(WHAT TO WORK ON) Skip all pictures, then print the remaining material exactly.

*** DATA EXTRACT ***

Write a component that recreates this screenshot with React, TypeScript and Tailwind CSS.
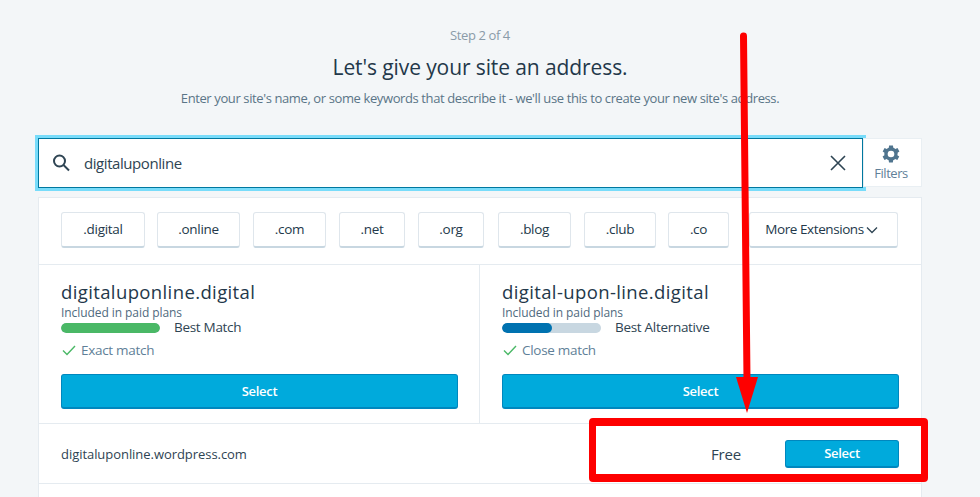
import React from "react";

const font = { fontFamily: '"Open Sans", "Noto Sans", sans-serif' };

const chips: [string, string][] = [
  [".digital", "w-[84px]"],
  [".online", "w-[83px] ml-[12px]"],
  [".com", "w-[73px] ml-[13px]"],
  [".net", "w-[66px] ml-[13px]"],
  [".org", "w-[66px] ml-[13px]"],
  [".blog", "w-[73px] ml-[14px]"],
  [".club", "w-[72px] ml-[13px]"],
  [".co", "w-[61px] ml-[12px]"],
];

function Chip({ label, cls }: { label: string; cls: string }) {
  return (
    <div className={`${cls} h-[36px] flex items-center justify-center bg-white rounded-[3px] border border-[#dfe6ec] border-b-2 border-b-[#c8d7e1] text-[13.5px] tracking-[-0.3px] text-[#23384a]`}>
      {label}
    </div>
  );
}

function Check() {
  return (
    <svg width="16" height="16" viewBox="0 0 16 16" fill="none" stroke="#4ab866" strokeWidth="1.4">
      <path d="M2 8.5 L6 12.5 L14 4" />
    </svg>
  );
}

function Suggestion({ name, bar, barColor, label, match, border }: { name: string; bar: string; barColor: string; label: string; match: string; border?: boolean }) {
  return (
    <div className={`flex-1 h-[158px] pl-[22px] pt-[15px] ${border ? "border-r border-[#e5ebf0] pr-[21px]" : "pr-[22px]"}`}>
      <div className="text-[18.5px] leading-[24px] tracking-[0.38px] text-[#23384a]">{name}</div>
      <div className="text-[12px] leading-[14px] mt-[2px] tracking-[-0.07px] text-[#4f6a7e]">Included in paid plans</div>
      <div className="flex items-center h-[14px] mt-[1px]">
        <div className="w-[99px] h-[10px] rounded-[5px] bg-[#c8d7e1] overflow-hidden">
          <div className={`h-full rounded-[5px] ${bar} ${barColor}`} />
        </div>
        <span className="ml-[14px] -mt-[2px] text-[13.5px] tracking-[-0.3px] text-[#2e4453]">{label}</span>
      </div>
      <div className="flex items-center mt-[4px] h-[22px] text-[13.5px] tracking-[-0.3px] text-[#5f7f98]">
        <Check />
        <span className="ml-[4px]">{match}</span>
      </div>
      <div className="mt-[13px] h-[35px] pt-[1px] rounded-[3px] bg-[#00aadc] border border-[#0087be] border-b-2 flex items-center justify-center text-white text-[13px] font-semibold tracking-[-0.3px]">
        Select
      </div>
    </div>
  );
}

export default function App() {
  return (
    <div style={font} className="relative w-[980px] h-[497px] overflow-hidden bg-[#f3f6f8]">
      <div className="pt-[27px] pr-[20px] text-center">
        <div className="text-[13px] leading-[17px] tracking-[-0.4px] text-[#8a9ba8]">Step 2 of 4</div>
        <h1 className="mt-[8px] text-[21px] leading-[30px] tracking-[-0.1px] text-[#23384a]">Let's give your site an address.</h1>
        <p className="mt-[8px] text-[13px] leading-[17px] tracking-[-0.39px] text-[#5a7587]">
          Enter your site's name, or some keywords that describe it - we'll use this to create your new site's address.
        </p>
      </div>

      <div className="flex mt-[31px] ml-[38px] w-[884px] h-[50px] items-start">
        <div className="w-[825px] h-[50px] flex items-center bg-white border border-[#00789f] shadow-[0_0_0_3px_#78dcfa]">
          <svg className="ml-[12px]" width="20" height="20" viewBox="0 0 20 20" fill="none" stroke="#2e4453" strokeWidth="2">
            <circle cx="8.5" cy="8" r="5.5" />
            <path d="M12.5 12 L18 17.5" />
          </svg>
          <span className="ml-[13px] text-[15px] tracking-[-0.43px] text-[#2e4453]">digitaluponline</span>
          <svg className="ml-auto mr-[16px]" width="16" height="16" viewBox="0 0 16 16" fill="none" stroke="#2e4453" strokeWidth="1.6">
            <path d="M1 1 L15 15 M15 1 L1 15" />
          </svg>
        </div>
        <div className="w-[59px] h-[49px] bg-white border border-[#e9eff3] flex flex-col items-center pt-[5px] pl-[1px] pr-[4px]">
          <svg width="20" height="20" viewBox="0 0 24 24" fill="#4f748e">
            <path fillRule="evenodd" d="M20 12c0-.5 0-1-.1-1.400l2.200-1.700-2.300-4-2.600 1c-.7-.6-1.500-1-2.400-1.400L14.300 1.800H9.700L9.300 4.500c-.9.400-1.700.8-2.400 1.400l-2.600-1-2.300 4 2.200 1.700C4 11 4 11.500 4 12s0 1 .1 1.400l-2.200 1.700 2.300 4 2.600-1c.7.600 1.500 1 2.400 1.400l.4 2.700h4.600l.4-2.700c.9-.4 1.700-.8 2.400-1.400l2.600 1 2.300-4-2.200-1.700c.1-.4.1-.9.1-1.400zM12 16a4 4 0 1 1 0-8 4 4 0 0 1 0 8z" />
          </svg>
          <span className="text-[13px] leading-[17px] mt-[1px] tracking-[-0.45px] text-[#5f7f98]">Filters</span>
        </div>
      </div>

      <div className="ml-[38px] mt-[9px] w-[884px] bg-white border border-[#e5ebf0] h-[400px]">
        <div className="flex pl-[22px] pt-[14px] h-[67px] border-b border-[#e5ebf0]">
          {chips.map(([l, c]) => (
            <Chip key={l} label={l} cls={c} />
          ))}
          <div className="ml-[20px] w-[149px] h-[36px] pr-[4px] flex items-center justify-center bg-white rounded-[3px] border border-[#dfe6ec] border-b-2 border-b-[#c8d7e1] text-[13.5px] tracking-[-0.42px] text-[#23384a]">
            More Extensions
            <svg className="ml-[2px]" width="12" height="12" viewBox="0 0 12 12" fill="none" stroke="#2e4453" strokeWidth="1.3">
              <path d="M1 3.500 L6 8.500 L11 3.500" />
            </svg>
          </div>
        </div>
        <div className="flex border-b border-[#e5ebf0]">
          <Suggestion border name="digitaluponline.digital" bar="w-full" barColor="bg-[#4ab866]" label="Best Match" match="Exact match" />
          <Suggestion name="digital-upon-line.digital" bar="w-1/2" barColor="bg-[#0072b0]" label="Best Alternative" match="Close match" />
        </div>
        <div className="flex items-center h-[60px] pl-[22px] pr-[22px] border-b border-[#e5ebf0]">
          <span className="mt-[2px] text-[13px] tracking-[-0.05px] text-[#2e4453]">digitaluponline.wordpress.com</span>
          <span className="ml-auto mt-[1px] text-[15px] font-medium text-[#2e4453] tracking-[-0.2px]">Free</span>
          <div className="ml-[44px] w-[114px] h-[28px] pt-[1px] rounded-[3px] bg-[#00aadc] border border-[#0087be] border-b-2 flex items-center justify-center text-white text-[13px] font-semibold tracking-[-0.3px]">
            Select
          </div>
        </div>
      </div>

      <div className="absolute left-[589px] top-[418px] w-[339px] h-[64px] border-[7px] border-y-[8px] border-[#fe0000] rounded-[4px]" />
      <svg className="absolute left-0 top-0" width="980" height="497" fill="none">
        <path d="M743.500 36 L747 380" stroke="#fe0000" strokeWidth="7" strokeLinecap="round" />
        <path d="M736 377 L758 377 L747 413 Z" fill="#fe0000" />
      </svg>
    </div>
  );
}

***

(TASK RESULT)
Write a component that recreates this screenshot with React, TypeScript and Tailwind CSS.
import React from "react";

const font = { fontFamily: '"Open Sans", "Noto Sans", sans-serif' };

const chips: [string, string][] = [
  [".digital", "w-[84px]"],
  [".online", "w-[83px] ml-[12px]"],
  [".com", "w-[73px] ml-[13px]"],
  [".net", "w-[66px] ml-[13px]"],
  [".org", "w-[66px] ml-[13px]"],
  [".blog", "w-[73px] ml-[14px]"],
  [".club", "w-[72px] ml-[13px]"],
  [".co", "w-[61px] ml-[12px]"],
];

function Chip({ label, cls }: { label: string; cls: string }) {
  return (
    <div className={`${cls} h-[36px] flex items-center justify-center bg-white rounded-[3px] border border-[#dfe6ec] border-b-2 border-b-[#c8d7e1] text-[13.5px] tracking-[-0.3px] text-[#23384a]`}>
      {label}
    </div>
  );
}

function Check() {
  return (
    <svg width="16" height="16" viewBox="0 0 16 16" fill="none" stroke="#4ab866" strokeWidth="1.4">
      <path d="M2 8.5 L6 12.5 L14 4" />
    </svg>
  );
}

function Suggestion({ name, bar, barColor, label, match, border }: { name: string; bar: string; barColor: string; label: string; match: string; border?: boolean }) {
  return (
    <div className={`flex-1 h-[158px] pl-[22px] pt-[15px] ${border ? "border-r border-[#e5ebf0] pr-[21px]" : "pr-[22px]"}`}>
      <div className="text-[18.5px] leading-[24px] tracking-[0.38px] text-[#23384a]">{name}</div>
      <div className="text-[12px] leading-[14px] mt-[2px] tracking-[-0.07px] text-[#4f6a7e]">Included in paid plans</div>
      <div className="flex items-center h-[14px] mt-[1px]">
        <div className="w-[99px] h-[10px] rounded-[5px] bg-[#c8d7e1] overflow-hidden">
          <div className={`h-full rounded-[5px] ${bar} ${barColor}`} />
        </div>
        <span className="ml-[14px] -mt-[2px] text-[13.5px] tracking-[-0.3px] text-[#2e4453]">{label}</span>
      </div>
      <div className="flex items-center mt-[4px] h-[22px] text-[13.5px] tracking-[-0.3px] text-[#5f7f98]">
        <Check />
        <span className="ml-[4px]">{match}</span>
      </div>
      <div className="mt-[13px] h-[35px] pt-[1px] rounded-[3px] bg-[#00aadc] border border-[#0087be] border-b-2 flex items-center justify-center text-white text-[13px] font-semibold tracking-[-0.3px]">
        Select
      </div>
    </div>
  );
}

export default function App() {
  return (
    <div style={font} className="relative w-[980px] h-[497px] overflow-hidden bg-[#f3f6f8]">
      <div className="pt-[27px] pr-[20px] text-center">
        <div className="text-[13px] leading-[17px] tracking-[-0.4px] text-[#8a9ba8]">Step 2 of 4</div>
        <h1 className="mt-[8px] text-[21px] leading-[30px] tracking-[-0.1px] text-[#23384a]">Let's give your site an address.</h1>
        <p className="mt-[8px] text-[13px] leading-[17px] tracking-[-0.39px] text-[#5a7587]">
          Enter your site's name, or some keywords that describe it - we'll use this to create your new site's address.
        </p>
      </div>

      <div className="flex mt-[31px] ml-[38px] w-[884px] h-[50px] items-start">
        <div className="w-[825px] h-[50px] flex items-center bg-white border border-[#00789f] shadow-[0_0_0_3px_#78dcfa]">
          <svg className="ml-[12px]" width="20" height="20" viewBox="0 0 20 20" fill="none" stroke="#2e4453" strokeWidth="2">
            <circle cx="8.5" cy="8" r="5.5" />
            <path d="M12.5 12 L18 17.5" />
          </svg>
          <span className="ml-[13px] text-[15px] tracking-[-0.43px] text-[#2e4453]">digitaluponline</span>
          <svg className="ml-auto mr-[16px]" width="16" height="16" viewBox="0 0 16 16" fill="none" stroke="#2e4453" strokeWidth="1.6">
            <path d="M1 1 L15 15 M15 1 L1 15" />
          </svg>
        </div>
        <div className="w-[59px] h-[49px] bg-white border border-[#e9eff3] flex flex-col items-center pt-[5px] pl-[1px] pr-[4px]">
          <svg width="20" height="20" viewBox="0 0 24 24" fill="#4f748e">
            <path fillRule="evenodd" d="M20 12c0-.5 0-1-.1-1.400l2.200-1.700-2.300-4-2.600 1c-.7-.6-1.500-1-2.400-1.400L14.300 1.800H9.700L9.300 4.500c-.9.400-1.700.8-2.400 1.400l-2.600-1-2.300 4 2.200 1.700C4 11 4 11.500 4 12s0 1 .1 1.400l-2.200 1.700 2.300 4 2.600-1c.7.600 1.500 1 2.400 1.400l.4 2.700h4.600l.4-2.700c.9-.4 1.700-.8 2.400-1.400l2.600 1 2.300-4-2.200-1.700c.1-.4.1-.9.1-1.400zM12 16a4 4 0 1 1 0-8 4 4 0 0 1 0 8z" />
          </svg>
          <span className="text-[13px] leading-[17px] mt-[1px] tracking-[-0.45px] text-[#5f7f98]">Filters</span>
        </div>
      </div>

      <div className="ml-[38px] mt-[9px] w-[884px] bg-white border border-[#e5ebf0] h-[400px]">
        <div className="flex pl-[22px] pt-[14px] h-[67px] border-b border-[#e5ebf0]">
          {chips.map(([l, c]) => (
            <Chip key={l} label={l} cls={c} />
          ))}
          <div className="ml-[20px] w-[149px] h-[36px] pr-[4px] flex items-center justify-center bg-white rounded-[3px] border border-[#dfe6ec] border-b-2 border-b-[#c8d7e1] text-[13.5px] tracking-[-0.42px] text-[#23384a]">
            More Extensions
            <svg className="ml-[2px]" width="12" height="12" viewBox="0 0 12 12" fill="none" stroke="#2e4453" strokeWidth="1.3">
              <path d="M1 3.500 L6 8.500 L11 3.500" />
            </svg>
          </div>
        </div>
        <div className="flex border-b border-[#e5ebf0]">
          <Suggestion border name="digitaluponline.digital" bar="w-full" barColor="bg-[#4ab866]" label="Best Match" match="Exact match" />
          <Suggestion name="digital-upon-line.digital" bar="w-1/2" barColor="bg-[#0072b0]" label="Best Alternative" match="Close match" />
        </div>
        <div className="flex items-center h-[60px] pl-[22px] pr-[22px] border-b border-[#e5ebf0]">
          <span className="mt-[2px] text-[13px] tracking-[-0.05px] text-[#2e4453]">digitaluponline.wordpress.com</span>
          <span className="ml-auto mt-[1px] text-[15px] font-medium text-[#2e4453] tracking-[-0.2px]">Free</span>
          <div className="ml-[44px] w-[114px] h-[28px] pt-[1px] rounded-[3px] bg-[#00aadc] border border-[#0087be] border-b-2 flex items-center justify-center text-white text-[13px] font-semibold tracking-[-0.3px]">
            Select
          </div>
        </div>
      </div>

      <div className="absolute left-[589px] top-[418px] w-[339px] h-[64px] border-[7px] border-y-[8px] border-[#fe0000] rounded-[4px]" />
      <svg className="absolute left-0 top-0" width="980" height="497" fill="none">
        <path d="M743.500 36 L747 380" stroke="#fe0000" strokeWidth="7" strokeLinecap="round" />
        <path d="M736 377 L758 377 L747 413 Z" fill="#fe0000" />
      </svg>
    </div>
  );
}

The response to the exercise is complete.